Possibility two: you're using JAX version <= 0.2.18, which has a bug that re-triggers unnecessary recompilations. This can be fixed by switching every jax.vmap(...) for jax.vmap(..., axis_name=''); i.e. passing a dummy axis name.

Why do the first few (typically <5) backpropagations through diffeqsolve take longer?

You're probably (a) using an adaptive step size controller and (b) are backpropagating via discretise-then-optimise.

In this case a variable number of steps have to be recorded during the forward pass. Certain parts of the internals need to be re-JIT'd when the number of steps varies. After the first few calls to the solver this stops happening, as all the possible step counts will have occured, and JAX can re-use its previously compiled computational graphs.

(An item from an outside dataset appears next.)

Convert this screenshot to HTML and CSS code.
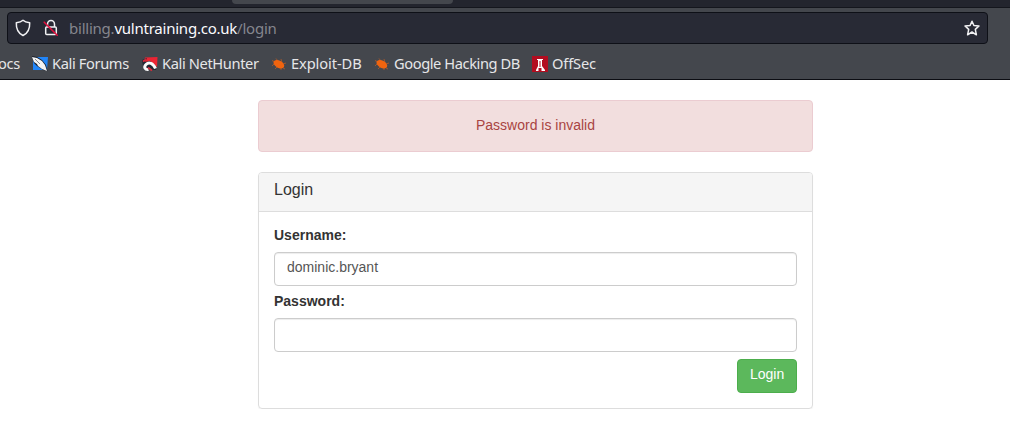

Diffrax actually optimises this a bit further -- we pick a number, e.g. 20, and pad the total number of steps to that value. This helps ensure that e.g. 16 steps and 17 steps will both use the same JIT'd function, without incurring too much overhead.

Finally, if you want, the adaptive step size controllers offer an unvmap_dt option. This will lock together the timesteps to be the same value for every batch element. This will avoid the need for these additional recompilations. It usually improves the speed of the solver as well. (The trade-off is that batch elements now have a (weak) effect on each other, which breaks the vmap abstraction slightly. This is often fine for a lot of applications, like neural ODE training -- e.g. torchdiffeq has always done this.)